[Pages as source code]
'''
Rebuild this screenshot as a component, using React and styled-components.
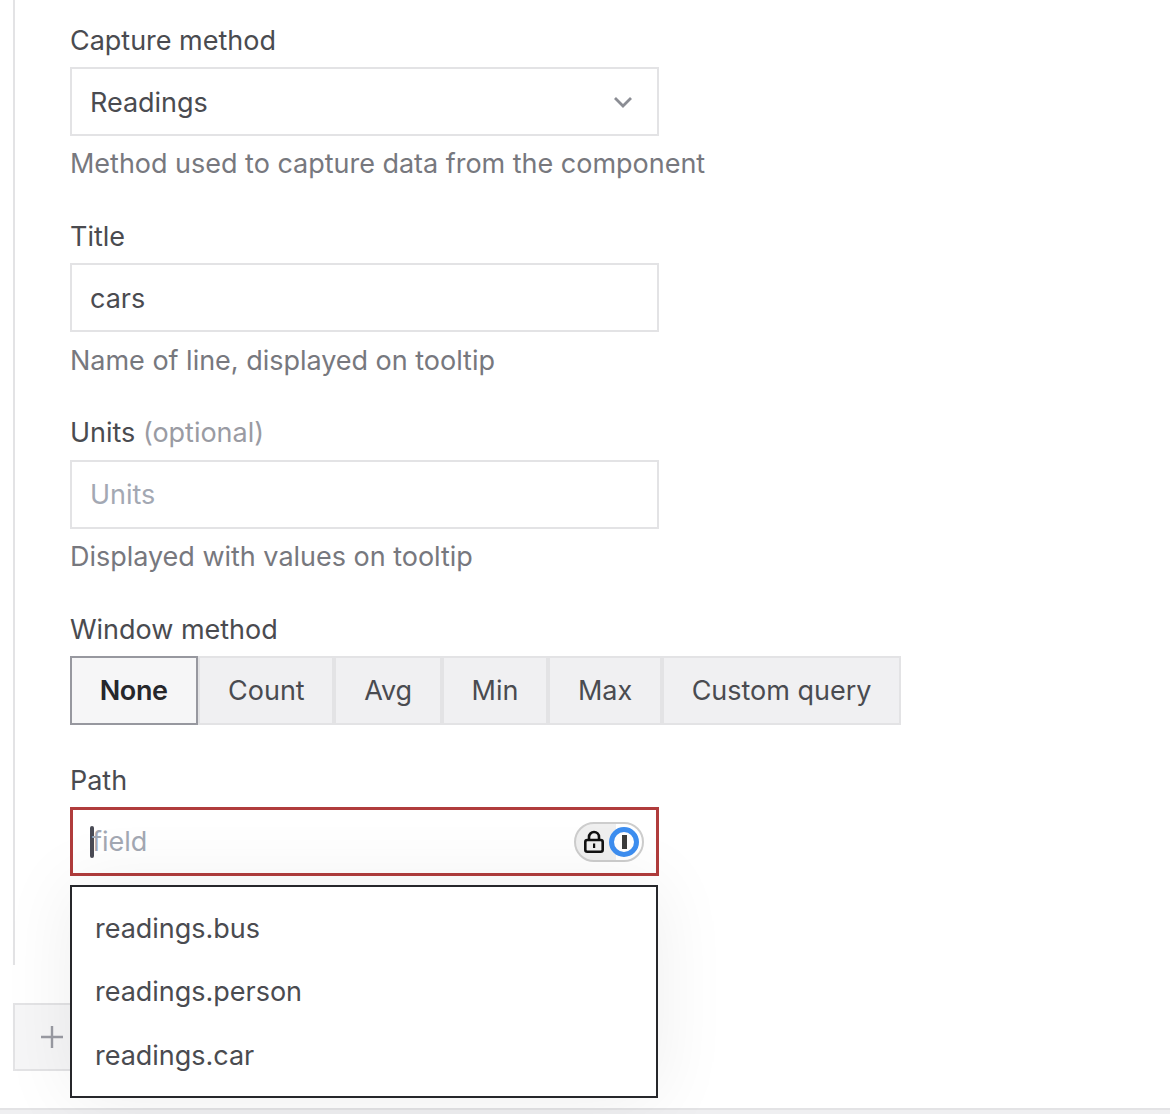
import React from 'react'
import styled, { createGlobalStyle } from 'styled-components'

const GlobalStyle = createGlobalStyle`
    html, body {
        margin: 0;
        padding: 0;
        background: #fff;
    }
    body {
        font-family: "Inter", "Liberation Sans", sans-serif;
        overflow: hidden;
    }
`

const OPTIONS = ['readings.bus', 'readings.person', 'readings.car']
const WINDOWS = ['None', 'Count', 'Avg', 'Min', 'Max', 'Custom query']

function LockBadge() {
    return (
        <Badge>
            <svg width="22" height="24" viewBox="0 0 22 24" fill="none">
                <path d="M6 10V7a5 5 0 0 1 10 0v3" stroke="#111" strokeWidth="2.6" />
                <rect x="2.3" y="10" width="17.4" height="11.7" rx="2" stroke="#111" strokeWidth="2.6" />
                <rect x="10" y="13.5" width="2.2" height="4.5" fill="#111" />
            </svg>
            <BadgeCircle>
                <BadgeBar />
            </BadgeCircle>
        </Badge>
    )
}

function App() {
    return (
        <Page>
            <GlobalStyle />
            <Rail>
                <Field>
                    <Label>Capture method</Label>
                    <Select>
                        <span>Readings</span>
                        <svg width="20" height="12" viewBox="0 0 20 12" fill="none">
                            <path d="M2 1l8 8 8-8" stroke="#8b8d94" strokeWidth="2.8" />
                        </svg>
                    </Select>
                    <Help>Method used to capture data from the component</Help>
                </Field>
                <Field>
                    <Label>Title</Label>
                    <Input>cars</Input>
                    <Help $nudge>Name of line, displayed on tooltip</Help>
                </Field>
                <Field>
                    <Label $gap={9}>Units <Optional>(optional)</Optional></Label>
                    <Input $placeholder>Units</Input>
                    <Help>Displayed with values on tooltip</Help>
                </Field>
                <Field>
                    <Label>Window method</Label>
                    <Segments>
                        {WINDOWS.map((w, i) => (
                            <Segment key={w} $active={i === 0}>{w}</Segment>
                        ))}
                    </Segments>
                </Field>
                <PathField>
                    <Label>Path</Label>
                    <PathInput>
                        <Caret />
                        <PathPlaceholder>field</PathPlaceholder>
                        <LockBadge />
                    </PathInput>
                    <Dropdown>
                        {OPTIONS.map(o => <Option key={o}>{o}</Option>)}
                    </Dropdown>
                </PathField>
            </Rail>
            <AddButton>
                <svg width="24" height="24" viewBox="0 0 24 24" fill="none">
                    <path d="M12 1v22M1 12h22" stroke="#9a9ba3" strokeWidth="2.4" />
                </svg>
            </AddButton>
            <BottomLine />
        </Page>
    )
}

export default App

const Page = styled.div`
    width: 1170px;
    height: 1114px;
    position: relative;
    overflow: hidden;
    color: #4a4b50;
    font-size: 27px;
    letter-spacing: -0.02px;
`
const Rail = styled.div`
    margin-left: 13px;
    height: 965px;
    box-sizing: border-box;
    border-left: 2px solid #e3e3e5;
    padding-left: 55px;
    padding-top: 23px;
`
const Field = styled.div`
    margin-bottom: 37px;
`
const PathField = styled.div`
    position: relative;
    width: 589px;
    padding-top: 1px;
`
const Label = styled.div`
    height: 36px;
    line-height: 36px;
    margin-bottom: ${props => props.$gap || 8}px;
`
const Optional = styled.span`
    color: #9a9ba3;
`
const Input = styled.div`
    width: 589px;
    height: 69px;
    box-sizing: border-box;
    border: 2px solid #e3e3e5;
    padding: ${props => props.$placeholder ? 0 : 2}px 19px 0 18px;
    display: flex;
    align-items: center;
    justify-content: space-between;
    color: ${props => props.$placeholder ? '#a3a8b3' : '#4a4b50'};
`
const Select = styled(Input)`
    padding-right: 24px;
`
const Help = styled.div`
    color: #77787e;
    height: 36px;
    box-sizing: border-box;
    line-height: 36px;
    margin-top: 10px;
    padding-top: ${props => props.$nudge ? 1 : 0}px;
`
const Segments = styled.div`
    display: flex;
    height: 69px;
`
const Segment = styled.div`
    display: flex;
    align-items: center;
    padding: 0 ${props => props.$active ? 28.75 : 27.75}px 0 27.75px;
    box-sizing: border-box;
    background: ${props => props.$active ? '#f6f6f7' : '#f0f0f2'};
    border: 2px solid ${props => props.$active ? '#97989f' : '#e3e3e5'};
    font-weight: ${props => props.$active ? 600 : 400};
    letter-spacing: ${props => props.$active ? '-0.4px' : 'inherit'};
    color: ${props => props.$active ? '#26272b' : '#4a4b50'};
`
const PathInput = styled.div`
    height: 69px;
    box-sizing: border-box;
    border: 3px solid #b03c3c;
    padding: 0 12px 0 17px;
    display: flex;
    align-items: center;
    background: #fff;
`
const Caret = styled.div`
    width: 4px;
    height: 32px;
    border-radius: 2px;
    background: #4a4b55;
`
const PathPlaceholder = styled.span`
    color: #a3a8b3;
    flex: 1;
    margin-left: -2px;
`
const Badge = styled.div`
    width: 70px;
    height: 40px;
    box-sizing: border-box;
    border: 2px solid #cdcdcd;
    border-radius: 20px;
    background: linear-gradient(90deg, #efefef 60%, #fff 60%);
    display: flex;
    align-items: center;
    justify-content: space-between;
    padding: 0 3px 0 7px;
`
const BadgeCircle = styled.div`
    width: 30px;
    height: 30px;
    box-sizing: border-box;
    border: 5px solid #3d8ef0;
    border-radius: 50%;
    background: #fff;
    display: flex;
    align-items: center;
    justify-content: center;
`
const BadgeBar = styled.div`
    width: 5px;
    height: 14px;
    background: #3c3c3c;
`
const Dropdown = styled.div`
    position: absolute;
    top: 123px;
    left: 0;
    width: 588px;
    box-sizing: border-box;
    height: 213px;
    border: 2px solid #26272b;
    background: #fff;
    box-shadow: 0 0 70px rgba(0, 0, 0, 0.07);
    padding: 10px 0 0 23px;
    z-index: 2;
`
const Option = styled.div`
    height: 63.25px;
    line-height: 63.25px;
`
const AddButton = styled.div`
    margin: 38px 0 0 13px;
    width: 100px;
    height: 68px;
    box-sizing: border-box;
    border: 2px solid #e3e3e5;
    background: #f6f6f7;
    display: flex;
    align-items: center;
    padding-left: 25px;
`
const BottomLine = styled.div`
    position: absolute;
    left: 0;
    right: 0;
    bottom: 0;
    height: 6px;
    box-sizing: border-box;
    background: #efeff1;
    border-top: 2px solid #e3e3e5;
`
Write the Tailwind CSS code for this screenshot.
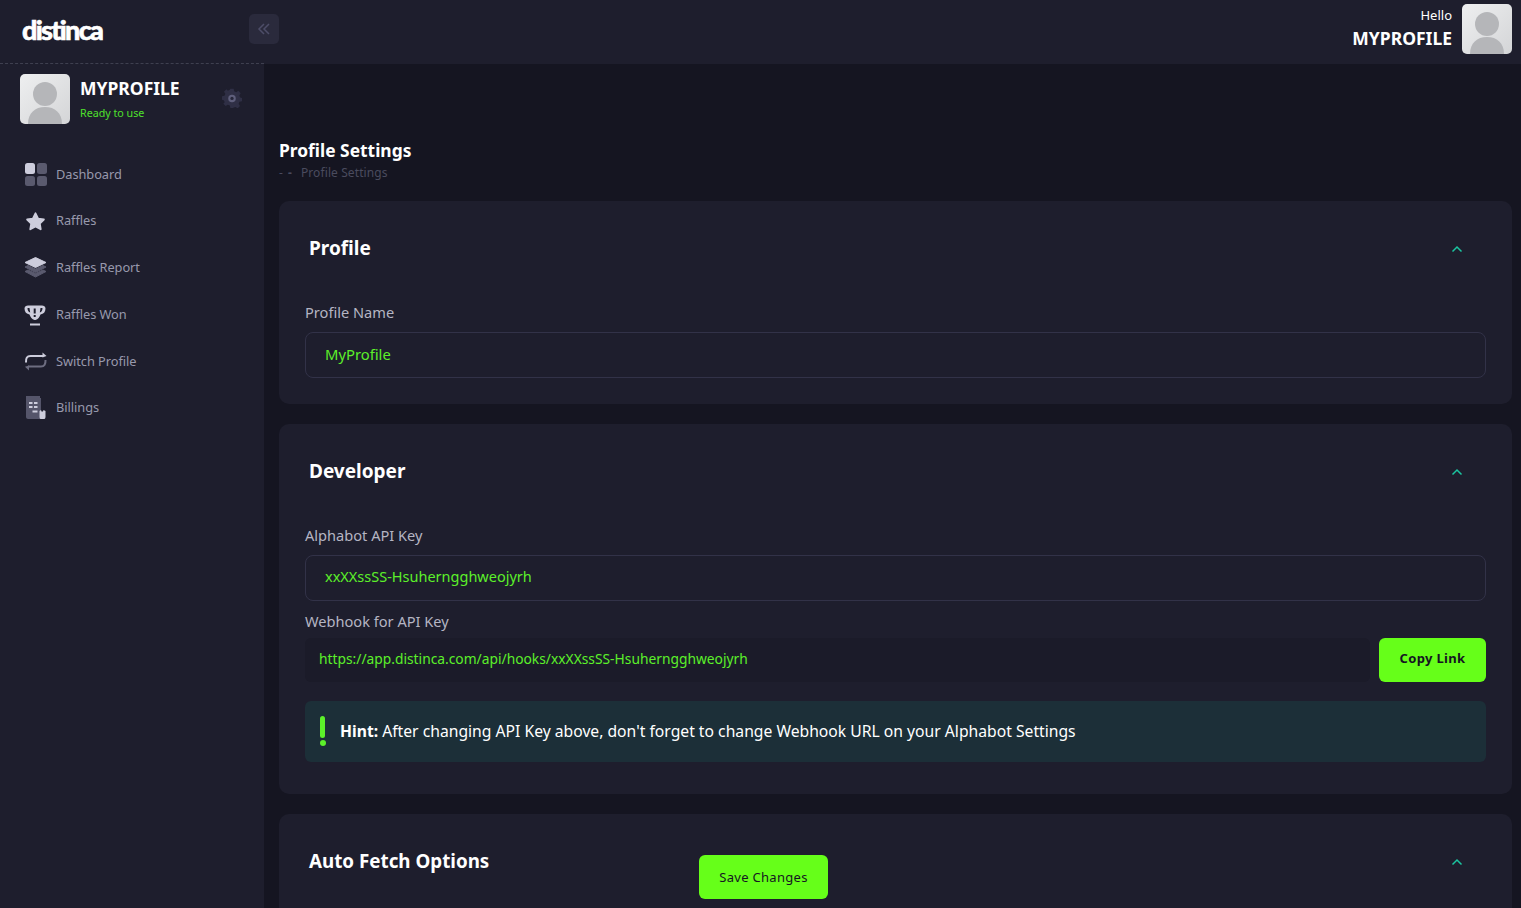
'''
● **Task statement**
Write out all the entries word for word, but skip any images.

● **Result**
Rebuild this screenshot as a component, using React and styled-components.
import React from 'react'
import styled, { createGlobalStyle } from 'styled-components'

const GlobalStyle = createGlobalStyle`
    html, body {
        margin: 0;
        padding: 0;
        background: #fff;
    }
    body {
        font-family: "Inter", "Liberation Sans", sans-serif;
        overflow: hidden;
    }
`

const OPTIONS = ['readings.bus', 'readings.person', 'readings.car']
const WINDOWS = ['None', 'Count', 'Avg', 'Min', 'Max', 'Custom query']

function LockBadge() {
    return (
        <Badge>
            <svg width="22" height="24" viewBox="0 0 22 24" fill="none">
                <path d="M6 10V7a5 5 0 0 1 10 0v3" stroke="#111" strokeWidth="2.6" />
                <rect x="2.3" y="10" width="17.4" height="11.7" rx="2" stroke="#111" strokeWidth="2.6" />
                <rect x="10" y="13.5" width="2.2" height="4.5" fill="#111" />
            </svg>
            <BadgeCircle>
                <BadgeBar />
            </BadgeCircle>
        </Badge>
    )
}

function App() {
    return (
        <Page>
            <GlobalStyle />
            <Rail>
                <Field>
                    <Label>Capture method</Label>
                    <Select>
                        <span>Readings</span>
                        <svg width="20" height="12" viewBox="0 0 20 12" fill="none">
                            <path d="M2 1l8 8 8-8" stroke="#8b8d94" strokeWidth="2.8" />
                        </svg>
                    </Select>
                    <Help>Method used to capture data from the component</Help>
                </Field>
                <Field>
                    <Label>Title</Label>
                    <Input>cars</Input>
                    <Help $nudge>Name of line, displayed on tooltip</Help>
                </Field>
                <Field>
                    <Label $gap={9}>Units <Optional>(optional)</Optional></Label>
                    <Input $placeholder>Units</Input>
                    <Help>Displayed with values on tooltip</Help>
                </Field>
                <Field>
                    <Label>Window method</Label>
                    <Segments>
                        {WINDOWS.map((w, i) => (
                            <Segment key={w} $active={i === 0}>{w}</Segment>
                        ))}
                    </Segments>
                </Field>
                <PathField>
                    <Label>Path</Label>
                    <PathInput>
                        <Caret />
                        <PathPlaceholder>field</PathPlaceholder>
                        <LockBadge />
                    </PathInput>
                    <Dropdown>
                        {OPTIONS.map(o => <Option key={o}>{o}</Option>)}
                    </Dropdown>
                </PathField>
            </Rail>
            <AddButton>
                <svg width="24" height="24" viewBox="0 0 24 24" fill="none">
                    <path d="M12 1v22M1 12h22" stroke="#9a9ba3" strokeWidth="2.4" />
                </svg>
            </AddButton>
            <BottomLine />
        </Page>
    )
}

export default App

const Page = styled.div`
    width: 1170px;
    height: 1114px;
    position: relative;
    overflow: hidden;
    color: #4a4b50;
    font-size: 27px;
    letter-spacing: -0.02px;
`
const Rail = styled.div`
    margin-left: 13px;
    height: 965px;
    box-sizing: border-box;
    border-left: 2px solid #e3e3e5;
    padding-left: 55px;
    padding-top: 23px;
`
const Field = styled.div`
    margin-bottom: 37px;
`
const PathField = styled.div`
    position: relative;
    width: 589px;
    padding-top: 1px;
`
const Label = styled.div`
    height: 36px;
    line-height: 36px;
    margin-bottom: ${props => props.$gap || 8}px;
`
const Optional = styled.span`
    color: #9a9ba3;
`
const Input = styled.div`
    width: 589px;
    height: 69px;
    box-sizing: border-box;
    border: 2px solid #e3e3e5;
    padding: ${props => props.$placeholder ? 0 : 2}px 19px 0 18px;
    display: flex;
    align-items: center;
    justify-content: space-between;
    color: ${props => props.$placeholder ? '#a3a8b3' : '#4a4b50'};
`
const Select = styled(Input)`
    padding-right: 24px;
`
const Help = styled.div`
    color: #77787e;
    height: 36px;
    box-sizing: border-box;
    line-height: 36px;
    margin-top: 10px;
    padding-top: ${props => props.$nudge ? 1 : 0}px;
`
const Segments = styled.div`
    display: flex;
    height: 69px;
`
const Segment = styled.div`
    display: flex;
    align-items: center;
    padding: 0 ${props => props.$active ? 28.75 : 27.75}px 0 27.75px;
    box-sizing: border-box;
    background: ${props => props.$active ? '#f6f6f7' : '#f0f0f2'};
    border: 2px solid ${props => props.$active ? '#97989f' : '#e3e3e5'};
    font-weight: ${props => props.$active ? 600 : 400};
    letter-spacing: ${props => props.$active ? '-0.4px' : 'inherit'};
    color: ${props => props.$active ? '#26272b' : '#4a4b50'};
`
const PathInput = styled.div`
    height: 69px;
    box-sizing: border-box;
    border: 3px solid #b03c3c;
    padding: 0 12px 0 17px;
    display: flex;
    align-items: center;
    background: #fff;
`
const Caret = styled.div`
    width: 4px;
    height: 32px;
    border-radius: 2px;
    background: #4a4b55;
`
const PathPlaceholder = styled.span`
    color: #a3a8b3;
    flex: 1;
    margin-left: -2px;
`
const Badge = styled.div`
    width: 70px;
    height: 40px;
    box-sizing: border-box;
    border: 2px solid #cdcdcd;
    border-radius: 20px;
    background: linear-gradient(90deg, #efefef 60%, #fff 60%);
    display: flex;
    align-items: center;
    justify-content: space-between;
    padding: 0 3px 0 7px;
`
const BadgeCircle = styled.div`
    width: 30px;
    height: 30px;
    box-sizing: border-box;
    border: 5px solid #3d8ef0;
    border-radius: 50%;
    background: #fff;
    display: flex;
    align-items: center;
    justify-content: center;
`
const BadgeBar = styled.div`
    width: 5px;
    height: 14px;
    background: #3c3c3c;
`
const Dropdown = styled.div`
    position: absolute;
    top: 123px;
    left: 0;
    width: 588px;
    box-sizing: border-box;
    height: 213px;
    border: 2px solid #26272b;
    background: #fff;
    box-shadow: 0 0 70px rgba(0, 0, 0, 0.07);
    padding: 10px 0 0 23px;
    z-index: 2;
`
const Option = styled.div`
    height: 63.25px;
    line-height: 63.25px;
`
const AddButton = styled.div`
    margin: 38px 0 0 13px;
    width: 100px;
    height: 68px;
    box-sizing: border-box;
    border: 2px solid #e3e3e5;
    background: #f6f6f7;
    display: flex;
    align-items: center;
    padding-left: 25px;
`
const BottomLine = styled.div`
    position: absolute;
    left: 0;
    right: 0;
    bottom: 0;
    height: 6px;
    box-sizing: border-box;
    background: #efeff1;
    border-top: 2px solid #e3e3e5;
`
Write the Tailwind CSS code for this screenshot.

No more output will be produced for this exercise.